> **RECORDED INFORMATION**:
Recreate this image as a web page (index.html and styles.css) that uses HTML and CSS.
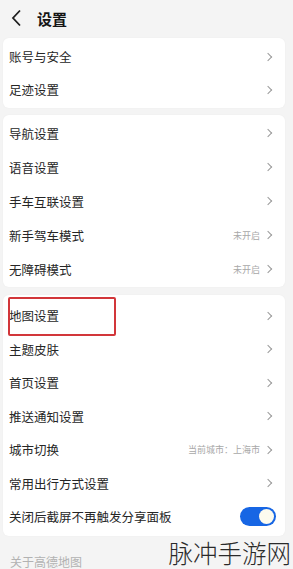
FILE: index.html
```html
<!DOCTYPE html>
<html lang="zh-CN">

<head>
    <meta charset="UTF-8">
    <meta name="viewport" content="width=device-width, initial-scale=1.0">
    <title>设置</title>
    <link rel="stylesheet" href="styles.css">
</head>

<body>
    <div class="header">
        <svg class="back" width="12" height="18" viewBox="0 0 12 18">
            <polyline points="9,1.5 2,9 9,16.5" fill="none" stroke="#1e1e1e" stroke-width="1.8" />
        </svg>
        <h1>设置</h1>
    </div>

    <div class="card card-first">
        <div class="row"><span class="label">账号与安全</span><span class="arrow"></span></div>
        <div class="row"><span class="label">足迹设置</span><span class="arrow"></span></div>
    </div>

    <div class="card card-second">
        <div class="row"><span class="label">导航设置</span><span class="arrow"></span></div>
        <div class="row"><span class="label">语音设置</span><span class="arrow"></span></div>
        <div class="row"><span class="label">手车互联设置</span><span class="arrow"></span></div>
        <div class="row"><span class="label">新手驾车模式</span><span class="value">未开启</span><span class="arrow"></span></div>
        <div class="row"><span class="label">无障碍模式</span><span class="value">未开启</span><span class="arrow"></span></div>
    </div>

    <div class="card card-third">
        <div class="row"><span class="label">地图设置</span><span class="arrow"></span><span class="mark"></span></div>
        <div class="row"><span class="label">主题皮肤</span><span class="arrow"></span></div>
        <div class="row"><span class="label">首页设置</span><span class="arrow"></span></div>
        <div class="row"><span class="label">推送通知设置</span><span class="arrow"></span></div>
        <div class="row"><span class="label">城市切换</span><span class="value">当前城市：上海市</span><span class="arrow"></span></div>
        <div class="row"><span class="label">常用出行方式设置</span><span class="arrow"></span></div>
        <div class="row"><span class="label">关闭后截屏不再触发分享面板</span><span class="toggle"><span class="knob"></span></span></div>
    </div>

    <div class="about">关于高德地图</div>

    <div class="watermark">脉冲手游网</div>
</body>

</html>
```

FILE: styles.css
```css
body {
    margin: 0;
    height: 569px;
    overflow: hidden;
    background-color: #f4f4f4;
    font-family: "Noto Sans CJK SC", sans-serif;
    color: #262626;
    position: relative;
}

.header {
    height: 38px;
    display: flex;
    align-items: center;
    padding-left: 11px;
    box-sizing: border-box;
    padding-bottom: 2px;
}

.header h1 {
    margin: 0 0 0 14px;
    font-size: 15px;
    font-weight: bold;
    color: #151515;
}

.card {
    background: #fff;
    border-radius: 6px;
    margin: 0 8px 0 3px;
    box-shadow: 0 0 2px rgba(0, 0, 0, 0.04);
}

.card-first {
    padding: 2px 0;
}

.card-first .row {
    height: 33px;
}

.card-second {
    margin-top: 7px;
    padding: 1px 0;
}

.card-second .row {
    height: 34px;
}

.card-third {
    margin-top: 8px;
    padding: 4px 0 2px;
}

.card-third .row {
    height: 33.5px;
}

.row {
    position: relative;
    display: flex;
    align-items: center;
    padding: 0 13px 0 6px;
    font-size: 12.5px;
}

.label {
    flex: 1;
}

.value {
    font-size: 9px;
    color: #a8a8a8;
    margin-right: 5px;
}

.arrow {
    width: 5px;
    height: 5px;
    border-top: 1.2px solid #9a9a9a;
    border-right: 1.2px solid #9a9a9a;
    transform: rotate(45deg);
    margin-right: 1px;
}

.toggle {
    width: 36px;
    height: 19px;
    border-radius: 10px;
    background: #1766e4;
    margin-right: -4px;
    display: flex;
    align-items: center;
    justify-content: flex-end;
    padding-right: 2px;
    box-sizing: border-box;
}

.knob {
    width: 15px;
    height: 15px;
    border-radius: 50%;
    background: #fdfbee;
}

.mark {
    position: absolute;
    left: 5px;
    top: -2px;
    width: 108px;
    height: 39px;
    border: 2px solid #d2363a;
    border-radius: 2px;
    box-sizing: border-box;
}

.about {
    margin: 17px 0 0 10px;
    font-size: 12px;
    color: #b2b2b2;
}

.watermark {
    position: absolute;
    right: 2px;
    bottom: 1px;
    line-height: 30px;
    font-size: 24.5px;
    font-weight: 300;
    color: #2a2a2a;
}
```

> **SET PROBLEM**: Establish how many lines of the material above hold the word "styles". Nothing but the count should be returned.

> **ANSWER FOR THIS EXERCISE**: 3